Leader of the Opposition in Rajya Sabha
- In office 24 February 1978 – 23 March 1978
- Preceded by: Kamalapati Tripathi
- Succeeded by: Kamalapati Tripathi

Member of Parliament, Rajya Sabha
- In office 31 May 1972 – 2 April 1982
- Constituency: Bihar

8th Chief Minister of Bihar
- In office 2 June 1971 – 9 January 1972
- Preceded by: Karpoori Thakur
- Succeeded by: President's rule Kedar Pandey
- In office 22 June 1969 – 4 July 1969
- Preceded by: Harihar Singh
- Succeeded by: President's rule
- In office 22 March 1968 – 29 June 1968
- Preceded by: B. P. Mandal
- Succeeded by: President's rule

Personal details
- Born: 21 September 1914 Bairgacchi, Bihar and Orissa Province, British India
- Died: 10 September 1984 (aged 69) New Delhi, India
- Party: Indian National Congress
- Children: Late Bechan Paswan (Adopted) Megha kumari granddaughter
- Alma mater: Kashi Vidyapith, Varanasi
- Profession: Politician, social worker

= Bhola Paswan Shastri =

Indian politician

 Bhola Paswan Shastri (21 September 1914 – 10 September 1984) was an Indian independence activist and politician who thrice served as Chief Minister of Bihar between 1968 and 1982. He was the first individual from the Scheduled Castes and Scheduled Tribes to be Chief Minister of Bihar, and the second person from the SC community overall to be a state Chief Minister after Andhra Pradesh's Damodaram Sanjivayya.
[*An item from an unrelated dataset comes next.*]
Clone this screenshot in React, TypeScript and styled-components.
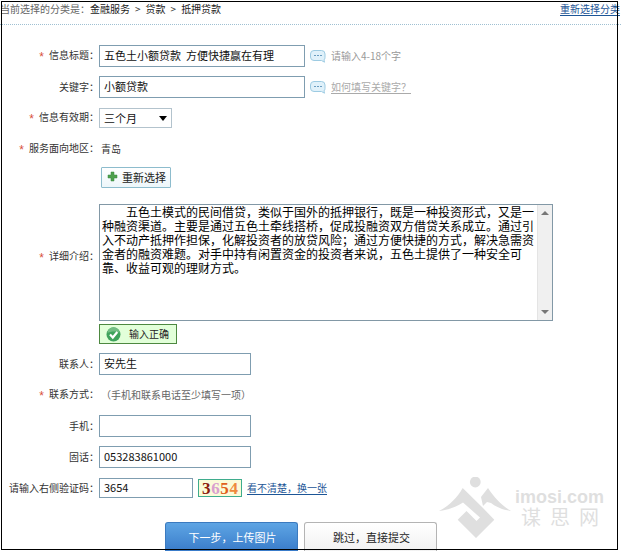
import React from "react";
import styled, { createGlobalStyle } from "styled-components";

const GlobalStyle = createGlobalStyle`
  * { box-sizing: border-box; }
  body {
    margin: 0;
    background: #fff;
    color: #333;
    font-family: "Noto Sans CJK SC", "Liberation Sans", sans-serif;
    font-size: 10px;
    line-height: 14px;
  }
  button, input, select, textarea { font-family: inherit; margin: 0; }
`;

const Page = styled.div`
  position: relative;
  min-height: 100vh;
  overflow: hidden;
  display: flex;
  flex-direction: column;
`;

const Frame = styled.div`
  position: absolute;
  inset: 1px 3px 1px 1px;
  border: 1px solid #000;
  pointer-events: none;
`;

const Header = styled.header`
  display: flex;
  justify-content: space-between;
  height: 25px;
  padding-top: 2px;
  padding-right: 1px;
  border-bottom: 1px dotted #9fc0d2;
  color: #666;
`;

const Crumb = styled.span`
  color: #222;
`;

const Arrow = styled.span`
  margin: 0 5px;
  color: #333;
`;

const TextLink = styled.a<{ $tone?: "hint" }>`
  color: ${(p) => (p.$tone === "hint" ? "#aaa" : "#1c5596")};
  text-decoration: underline;
  text-underline-offset: 2px;
`;

const Form = styled.form`
  display: flex;
  flex-direction: column;
  gap: 9px;
  padding-top: 20px;
`;

const Row = styled.div<{ $top?: boolean }>`
  display: grid;
  grid-template-columns: 99px minmax(0, 1fr);
  align-items: ${(p) => (p.$top ? "start" : "center")};
  min-height: 22px;
`;

const Label = styled.label<{ $drop?: boolean }>`
  justify-self: end;
  padding-top: ${(p) => (p.$drop ? "52px" : "0")};
  white-space: nowrap;
`;

const Star = styled.span`
  margin-right: 5px;
  color: #d8503c;
  font-family: "Liberation Sans", sans-serif;
  font-size: 12px;
  vertical-align: -2px;
`;

const Field = styled.div`
  display: flex;
  align-items: center;
  gap: 5px;
`;

const Stack = styled.div`
  display: flex;
  flex-direction: column;
  align-items: flex-start;
  gap: 3px;
  margin-top: 7px;
  padding-right: 20px;
`;

const widths = { long: "206px", medium: "152px", short: "94px" };

const TextInput = styled.input<{ $size: keyof typeof widths }>`
  width: ${(p) => widths[p.$size]};
  height: ${(p) => (p.$size === "short" ? "20px" : "22px")};
  padding: 0 4px 2px;
  border: 1px solid #7f9db0;
  background: #fff;
  color: #111;
  font-size: 11px;
`;

const SelectBox = styled.div`
  display: flex;
  align-items: center;
  width: 73px;
  height: 20px;
  border: 1px solid #b3c3cd;

  svg { margin-left: -12px; pointer-events: none; }
`;

const Select = styled.select`
  appearance: none;
  width: 100%;
  height: 18px;
  padding: 0 14px 0 4px;
  border: 0;
  background: transparent;
  color: #111;
  font-size: 11px;
`;

const Hint = styled.span`
  display: flex;
  align-items: center;
  gap: 5px;
  color: #999;
`;

const Plain = styled.span<{ $muted?: boolean }>`
  padding-left: 2px;
  color: ${(p) => (p.$muted ? "#666" : "#333")};
`;

const RegionRow = styled(Row)`
  margin-top: -3px;
`;

const RegionButton = styled.button`
  display: flex;
  align-items: center;
  gap: 4px;
  height: 21px;
  margin-left: 2px;
  padding: 0 4px 1px 5px;
  border: 1px solid #8dbccd;
  border-radius: 1px;
  background: linear-gradient(#fff, #edf6fa);
  color: #222;
  font-size: 11px;
`;

const TextAreaFrame = styled.div`
  display: flex;
  width: 100%;
  max-width: 454px;
  height: 117px;
  border: 1px solid #8298a6;
`;

const TextArea = styled.textarea`
  flex: 1;
  min-width: 0;
  padding: 0 2px;
  border: 0;
  resize: none;
  outline: none;
  scrollbar-width: none;
  background: #fff;
  color: #000;
  font-size: 12px;
  line-height: 14px;
`;

const ScrollTrack = styled.div`
  display: flex;
  flex-direction: column;
  justify-content: space-between;
  align-items: center;
  width: 15px;
  padding: 6px 0;
  border-left: 1px solid #e4e4e4;
  background: #f0f0f0;
`;

const Badge = styled.output`
  display: flex;
  align-items: center;
  gap: 8px;
  width: 78px;
  height: 20px;
  padding-left: 6px;
  border: 1px solid #4d8840;
  background: #e2ffd9;
  color: #222;
  white-space: nowrap;
`;

const Captcha = styled.span`
  display: flex;
  justify-content: space-between;
  width: 44px;
  height: 18px;
  padding: 0 3px;
  border: 1px solid #3fac8d;
  background: #fbfbd8;
  font: bold 17px/18px "Liberation Serif", serif;
`;

const Digit = styled.span<{ $color: string }>`
  color: ${(p) => p.$color};
`;

const Actions = styled.div`
  display: flex;
  gap: 6px;
  margin-top: 14px;
  padding-left: 165px;
`;

const ActionButton = styled.button<{ $primary?: boolean }>`
  width: 133px;
  height: 29px;
  padding: 0 2px 0 4px;
  border: 1px solid ${(p) => (p.$primary ? "#3b7abf" : "#b4b4b4")};
  border-bottom: 0;
  border-radius: 3px 3px 0 0;
  background: ${(p) => (p.$primary ? "linear-gradient(#5ea5e4, #3a7cca)" : "linear-gradient(#fff, #f1f1f1)")};
  color: ${(p) => (p.$primary ? "#fff" : "#222")};
  font-size: 11px;
`;

const Watermark = styled.div`
  position: absolute;
  right: 14px;
  bottom: 12px;
  display: flex;
  gap: 3px;
  color: #dfdfdf;
  pointer-events: none;
`;

const WatermarkText = styled.div`
  display: flex;
  flex-direction: column;
  width: 92px;
  padding-top: 10px;
`;

const Domain = styled.span`
  font: bold 18px/20px "Liberation Sans", sans-serif;
`;

const SiteName = styled.span`
  padding-left: 6px;
  font-size: 20px;
  line-height: 20px;
  white-space: pre;
`;

const Bubble = () => (
  <svg width="16" height="13" viewBox="0 0 16 13" aria-hidden="true">
    <path d="M4 .5h7.5a3.5 3.5 0 0 1 3.5 3.5v3.5c0 1-.3 1.8-1 2.4l.5 2.3-3-1.7H4A3.5 3.5 0 0 1 .5 7V4A3.5 3.5 0 0 1 4 .5z" fill="#e0f1fa" stroke="#9dcbe2" />
    <path d="M4 5h2v1H4zM7 5h2v1H7zM10 5h2v1h-2z" fill="#6a9dc0" />
  </svg>
);

const Caret = () => (
  <svg width="9" height="5" viewBox="0 0 9 5" aria-hidden="true">
    <path d="M0 0h8L4 5z" fill="#000" />
  </svg>
);

const Plus = () => (
  <svg width="11" height="11" viewBox="0 0 11 11" aria-hidden="true">
    <path d="M4 1h3v3h3v3H7v3H4V7H1V4h3z" fill="#4ea04e" stroke="#3b8b43" strokeWidth=".5" />
  </svg>
);

const Check = () => (
  <svg width="15" height="15" viewBox="0 0 15 15" aria-hidden="true">
    <circle cx="7.5" cy="7.5" r="7" fill="#3fa35c" />
    <path d="M1.5 6a6 6 0 0 1 12 0c-3-2-8-2-12 0z" fill="#72bd83" />
    <path d="M4 7.5l2.8 3 4.5-5.5" fill="none" stroke="#fff" strokeWidth="2.2" />
  </svg>
);

const ScrollMark = ({ down }: { down?: boolean }) => (
  <svg width="8" height="4" viewBox="0 0 8 4" aria-hidden="true">
    <path d={down ? "M0 0h8L4 4z" : "M0 4h8L4 0z"} fill="#777" />
  </svg>
);

const Logo = () => (
  <svg width="73" height="62" viewBox="0 0 73 62" aria-hidden="true">
    <g fill="#dfdfdf">
      <circle cx="36.3" cy="5" r="5.4" />
      <path d="M23.7 11 44 31 55.3 42.7 37 61 18.700 42.700 27.500 34 37.500 44 41 40.500 24 25.500C18 29.500 10 33 0 34 10 29 18 21 23.700 11z" />
      <path d="M49 11c6 9 13 17 23 23-8-1-15-4-20-8l-4-1-4 4-2-9z" />
    </g>
  </svg>
);

const intro =
  "\u3000\u3000五色土模式的民间借贷，类似于国外的抵押银行，既是一种投资形式，又是一种融资渠道。主要是通过五色土牵线搭桥，促成投融资双方借贷关系成立。通过引入不动产抵押作担保，化解投资者的放贷风险；通过方便快捷的方式，解决急需资金者的融资难题。对手中持有闲置资金的投资者来说，五色土提供了一种安全可靠、收益可观的理财方式。";

export default function App() {
  return (
    <Page>
      <GlobalStyle />
      <Header>
        <nav>
          当前选择的分类是：<Crumb>金融服务</Crumb>
          <Arrow>&gt;</Arrow>
          <Crumb>贷款</Crumb>
          <Arrow>&gt;</Arrow>
          <Crumb>抵押贷款</Crumb>
        </nav>
        <TextLink href="#category">重新选择分类</TextLink>
      </Header>

      <Form onSubmit={(e) => e.preventDefault()}>
        <Row>
          <Label htmlFor="title"><Star>*</Star>信息标题：</Label>
          <Field>
            <TextInput id="title" $size="long" defaultValue="五色土小额贷款  方便快捷赢在有理" />
            <Hint><Bubble />请输入4-18个字</Hint>
          </Field>
        </Row>
        <Row>
          <Label htmlFor="keyword">关键字：</Label>
          <Field>
            <TextInput id="keyword" $size="long" defaultValue="小额贷款" />
            <Hint><Bubble /><TextLink $tone="hint" href="#keyword-help">如何填写关键字？</TextLink></Hint>
          </Field>
        </Row>
        <Row>
          <Label htmlFor="period"><Star>*</Star>信息有效期：</Label>
          <SelectBox>
            <Select id="period"><option>三个月</option></Select>
            <Caret />
          </SelectBox>
        </Row>
        <Row>
          <Label as="span"><Star>*</Star>服务面向地区：</Label>
          <Plain>青岛</Plain>
        </Row>
        <RegionRow>
          <span />
          <Field><RegionButton type="button"><Plus />重新选择</RegionButton></Field>
        </RegionRow>
        <Row $top>
          <Label htmlFor="intro" $drop><Star>*</Star>详细介绍：</Label>
          <Stack>
            <TextAreaFrame>
              <TextArea id="intro" defaultValue={intro} />
              <ScrollTrack><ScrollMark /><ScrollMark down /></ScrollTrack>
            </TextAreaFrame>
            <Badge htmlFor="intro"><Check />输入正确</Badge>
          </Stack>
        </Row>
        <Row>
          <Label htmlFor="contact">联系人：</Label>
          <TextInput id="contact" $size="medium" defaultValue="安先生" />
        </Row>
        <Row>
          <Label as="span"><Star>*</Star>联系方式：</Label>
          <Plain $muted>（手机和联系电话至少填写一项）</Plain>
        </Row>
        <Row>
          <Label htmlFor="mobile">手机：</Label>
          <TextInput id="mobile" $size="medium" />
        </Row>
        <Row>
          <Label htmlFor="phone">固话：</Label>
          <TextInput id="phone" $size="medium" defaultValue="053283861000" />
        </Row>
        <Row>
          <Label htmlFor="code">请输入右侧验证码：</Label>
          <Field>
            <TextInput id="code" $size="short" defaultValue="3654" />
            <Captcha>
              <Digit $color="#8c1c10">3</Digit>
              <Digit $color="#d9a0cf">6</Digit>
              <Digit $color="#e0601c">5</Digit>
              <Digit $color="#ee8a3c">4</Digit>
            </Captcha>
            <TextLink href="#refresh">看不清楚，换一张</TextLink>
          </Field>
        </Row>
        <Actions>
          <ActionButton type="submit" $primary>下一步，上传图片</ActionButton>
          <ActionButton type="button">跳过，直接提交</ActionButton>
        </Actions>
      </Form>

      <Watermark>
        <Logo />
        <WatermarkText>
          <Domain>imosi.com</Domain>
          <SiteName>谋  思  网</SiteName>
        </WatermarkText>
      </Watermark>
      <Frame />
    </Page>
  );
}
To honour him, Bhola Paswan Shastri College, Babhangama, Bihariganj, Madhepura is named after him.

== Biography ==
Bhola Paswan Shastri was born in a Paswan community in the village of Bairgacchi, in Purnia district (now Katihar District). Shastri's family was poor, and his father worked in the home of the Raj Darbhanga's royal family.
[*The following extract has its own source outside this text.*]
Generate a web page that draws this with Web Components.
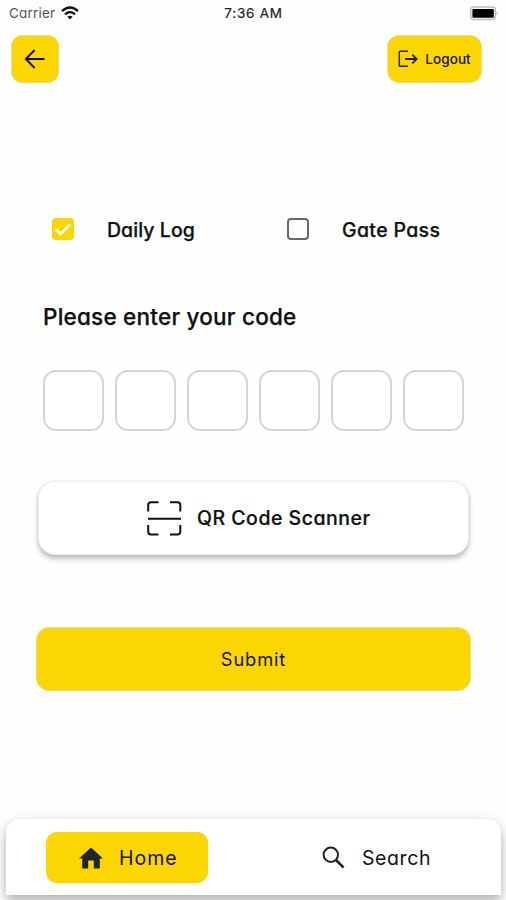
<!DOCTYPE html>
<html lang="en">
<head>
<meta charset="utf-8">
<title>Gate access</title>
<style>
  html, body { margin: 0; height: 100%; background: #fefefe; }
  body { overflow: hidden; font-family: Inter, "Liberation Sans", sans-serif; font-feature-settings: "cv11" 1; color: #111; }
</style>
</head>
<body>
<access-screen></access-screen>
<script>
const YELLOW = '#fcd600';
function define(name, html) {
  const t = document.createElement('template');
  t.innerHTML = html;
  customElements.define(name, class extends HTMLElement {
    constructor() {
      super();
      this.attachShadow({ mode: 'open' }).append(t.content.cloneNode(true));
    }
  });
}

define('status-bar', `
<style>
  :host { display: grid; grid-template-columns: 1fr auto 1fr; align-items: center; height: 26px; padding: 0 8px 0 9px; font-size: 13.5px; box-sizing: border-box; }
  .left { display: flex; align-items: center; gap: 6px; color: #555; letter-spacing: .2px; }
  .right { display: flex; justify-content: flex-end; }
  .time { letter-spacing: .75px; color: #222; -webkit-text-stroke: .2px #222; }
  svg { display: block; }
</style>
<div class="left"><span>Carrier</span>
<svg width="18" height="14" viewBox="0 0 18 14" fill="none" stroke="#111" stroke-width="2.3"><path d="M1 5.1Q9-2 17 5.1M4 8.3Q9 4 14 8.3"/><path d="M6.4 10.8Q9 8.8 11.6 10.8L9 13.5Z" fill="#111" stroke="none"/></svg></div>
<span class="time">7:36 AM</span>
<div class="right"><svg width="30" height="15" viewBox="0 0 30 15"><rect x="2.7" y="1" width="24.6" height="12.6" rx="3" fill="#fff" stroke="#bdbdbd" stroke-width="1.5"/><rect x="4.4" y="2.9" width="21.4" height="8.8" rx=".8" fill="#000"/><path d="M28.6 5.2Q30.2 7.3 28.6 9.4Z" fill="#999"/></svg></div>`);

define('yellow-button', `
<style>
  :host { display: flex; align-items: center; justify-content: center; box-sizing: border-box; background: ${YELLOW}; border: 1px solid #ead98a; border-radius: 11px; }
</style><slot></slot>`);

define('check-option', `
<style>
  :host { display: flex; align-items: center; gap: 33px; height: 30px; font-size: 19.5px; font-weight: 500; white-space: nowrap; -webkit-text-stroke: .25px #111; }
  .box { box-sizing: border-box; width: 22px; height: 22px; border: 2px solid #666; border-radius: 4px; display: grid; place-items: center; }
  .label { padding-top: 2px; }
  svg { display: none; }
  :host([checked]) .box { background: ${YELLOW}; border-color: ${YELLOW}; }
  :host([checked]) svg { display: block; }
</style>
<span class="box"><svg width="18" height="16" viewBox="0 0 18 16" fill="none" stroke="#fff" stroke-width="2.5"><path d="M1.8 8.2 6.6 13 16.3 3.2"/></svg></span><span class="label"><slot></slot></span>`);

define('code-input', `
<style>
  :host { display: flex; gap: 11px; }
  i { box-sizing: border-box; width: 61px; height: 61px; border: 2px solid #d5d5d5; border-radius: 13px; background: #fff; }
</style><i></i><i></i><i></i><i></i><i></i><i></i>`);

define('scan-button', `
<style>
  :host { display: flex; align-items: center; gap: 15px; box-sizing: border-box; height: 74px; padding-left: 108px; background: #fff; border: 1px solid #eee; border-radius: 17px; box-shadow: 0 4px 5px rgba(0,0,0,.24), 0 0 3px rgba(0,0,0,.09); font-size: 19.5px; font-weight: 500; white-space: nowrap; -webkit-text-stroke: .2px #111; }
  svg { display: block; }
</style>
<svg width="35" height="35" viewBox="0 0 35 35" fill="none" stroke="#111" stroke-width="2"><path d="M1.2 10.5V4Q1.2 1.2 4 1.2H11.5M23 1.2H30.5Q33.3 1.2 33.3 4V10.5M1.2 24V30.8Q1.2 33.5 4 33.5H11.5M23 33.5H30.5Q33.3 33.5 33.3 30.8V24M1 17.8H34"/></svg>
<slot></slot>`);

define('tab-item', `
<style>
  :host { display: flex; align-items: center; box-sizing: border-box; height: 51px; border-radius: 11px; font-size: 19.5px; }
  :host([active]) { background: ${YELLOW}; }
  .label { padding-top: 1px; }
</style><slot name="icon"></slot><span class="label"><slot></slot></span>`);

define('tab-bar', `
<style>
  :host { display: flex; box-sizing: border-box; height: 76px; margin: 0 5px 0 6px; padding: 13px 0 0 40px; background: #fff; border-radius: 14px 14px 0 0; box-shadow: 0 6px 11px rgba(0,0,0,.28), 0 0 12px rgba(0,0,0,.06); }
</style><slot></slot>`);

define('access-screen', `
<style>
  :host { display: flex; flex-direction: column; width: 506px; height: 900px; overflow: hidden; background: #fefefe; }
  svg { display: block; }
  header { display: flex; justify-content: space-between; padding: 9px 24px 0 11px; }
  .back { width: 48px; height: 48px; }
  .logout { width: 95px; height: 48px; border-radius: 12px; gap: 7px; font-size: 13.5px; font-weight: 500; letter-spacing: .1px; }
  .options { display: grid; grid-template-columns: 235px auto; justify-content: start; padding: 131px 0 0 52px; }
  .daily { letter-spacing: .05px; }
  .gate { letter-spacing: .35px; }
  h1 { margin: 58px 0 0 43px; font-size: 22.5px; line-height: 30px; font-weight: 500; letter-spacing: .22px; -webkit-text-stroke: .25px #111; }
  code-input { margin: 38px 0 0 43px; }
  scan-button { margin: 50px 37px 0 38px; letter-spacing: .5px; }
  .submit { margin: 72px 35px 0 36px; height: 64px; border-radius: 13px; font-size: 18.3px; letter-spacing: .85px; }
  tab-bar { margin-top: 128px; letter-spacing: .6px; }
  .home { width: 162px; padding-left: 32px; gap: 15px; letter-spacing: 1px; }
  .search { margin-left: 69px; padding-left: 45px; gap: 17px; }
</style>
<status-bar></status-bar>
<header>
  <yellow-button class="back"><svg width="22" height="22" viewBox="0 0 22 22" fill="none" stroke="#111" stroke-width="1.9"><path d="M20.5 11H2.2M10.6 2 1.8 11 10.6 20"/></svg></yellow-button>
  <yellow-button class="logout"><svg width="20" height="18" viewBox="0 0 20 18" fill="none" stroke="#222" stroke-width="1.5"><path d="M10 1.2H2.2Q1.3 1.2 1.3 2.1V15.4Q1.3 16.3 2.2 16.3H10"/><path stroke-width="1.8" d="M7 9H18.5M14.3 4.7 18.6 9 14.3 13.3"/></svg><span>Logout</span></yellow-button>
</header>
<div class="options">
  <check-option checked class="daily">Daily Log</check-option>
  <check-option class="gate">Gate Pass</check-option>
</div>
<h1>Please enter your code</h1>
<code-input></code-input>
<scan-button>QR Code Scanner</scan-button>
<yellow-button class="submit">Submit</yellow-button>
<tab-bar>
  <tab-item active class="home"><svg slot="icon" width="26" height="24" viewBox="0 0 26 24"><path fill="#20242c" d="M13 1.5 25 12.5H21.8V22.5H15.8V14.5H10.2V22.5H4.2V12.5H1Z"/></svg>Home</tab-item>
  <tab-item class="search"><svg slot="icon" width="23" height="23" viewBox="0 0 23 23" fill="none" stroke="#222" stroke-width="2"><circle cx="8.8" cy="8.8" r="7.2"/><path stroke-width="2.6" d="M14 14 21.6 21.6"/></svg>Search</tab-item>
</tab-bar>`);
</script>
</body>
</html>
In 1968, Shastri became Chief Minister of Bihar for the first time, though this term lasted only three months. This marked the first time a member of the Scheduled Castes and Scheduled Tribes had become Chief Minister of Bihar, and the second SC Chief Minister overall after Andhra Pradesh's Damodaram Sanjivayya. He became Chief Minister for second time for 13 days in 1969 and for third time in 1971 for seven months before political turmoil overtook the state.To honour him Bhola Paswan Shastri College Babhangama Bihariganj Madhepura is named after him.

Shastri died on 10 September 1984 in New Delhi.

== Legacy ==
Despite his short tenures as Chief Minister, Shastri continues to be a popular figure in Bairgacchi. Bhola Paswan Shastri Agricultural College is named after him. Also Bhola Paswan Shastri College Babhangama Bihariganj Madhepura is named after him.